Been doing a bunch of work on our van, and thought some of it may be of interest to folks here. Figured I would start a few threads to discuss the changes.

One of the issues that has been a bit of a bother to us was the foot pressure required to hold our van still offroad when descending steps (especially for all sub-100lbs of Amy). This was exacerbated by our 37" tires.

Then when our engine died last fall and left us without much in the way of vacuum assist on the brakes to stop while descending a hill the brake issue was raised again.

Some reading and research revealed all the nifty expensive new rotors, calipers, pads, etc. Unfortunately money is expensive, and these solutions too quite a bit of it. This also wouldn't address the lack of significant vacuum storage on engine failure, nor the apparently limited lifetime of some vacuum pumps (our van is diesel) that some folks experience.

We decided to go the route of the E450 and pickups, and convert our brake system over to a hydro-boost system (using power-steering fluid to multiply brake-pedal pressure, rather than the huge vacuum drum in the van stock). The units also have a hydraulic pressure reservoir for a few hydraulic assisted brake pushes after the engine dies, at higher assist rates than the vacuum reservoir system allows.



We stuck with the stock master cylinder since it is sized appropriately. A few adapters to match it to the hydroboost unit from an E450, some hydraulic hose and fittings, and a day of tinkering to get everything massaged around in the engine compartment.

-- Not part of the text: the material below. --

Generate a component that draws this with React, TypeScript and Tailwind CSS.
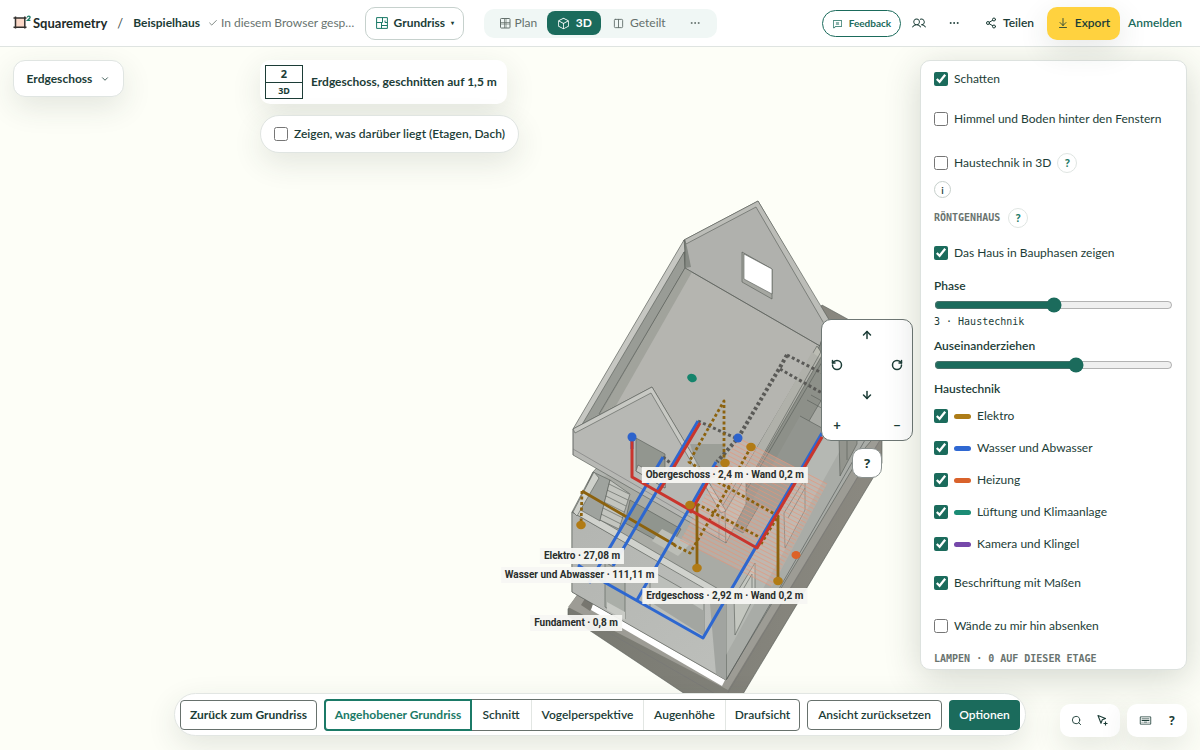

After installing everything, including a much larger power-steering fluid cooler, I refilled the lines, purged everything and re-bled the brakes. A pressure gauge on the front calipers coupled with a bathroom scale on the brake pedal shows about 33% more brake pressure for the same foot pressure compared to the stock vacuum booster.

Driving test yields noticeably better braking, without being too sudden. Total cost was about 300$ with all new hydroboost, lines, fittings, and fluid.

This improvement can still have the standard improvements applied as well (rotors, pads, calipers, etc).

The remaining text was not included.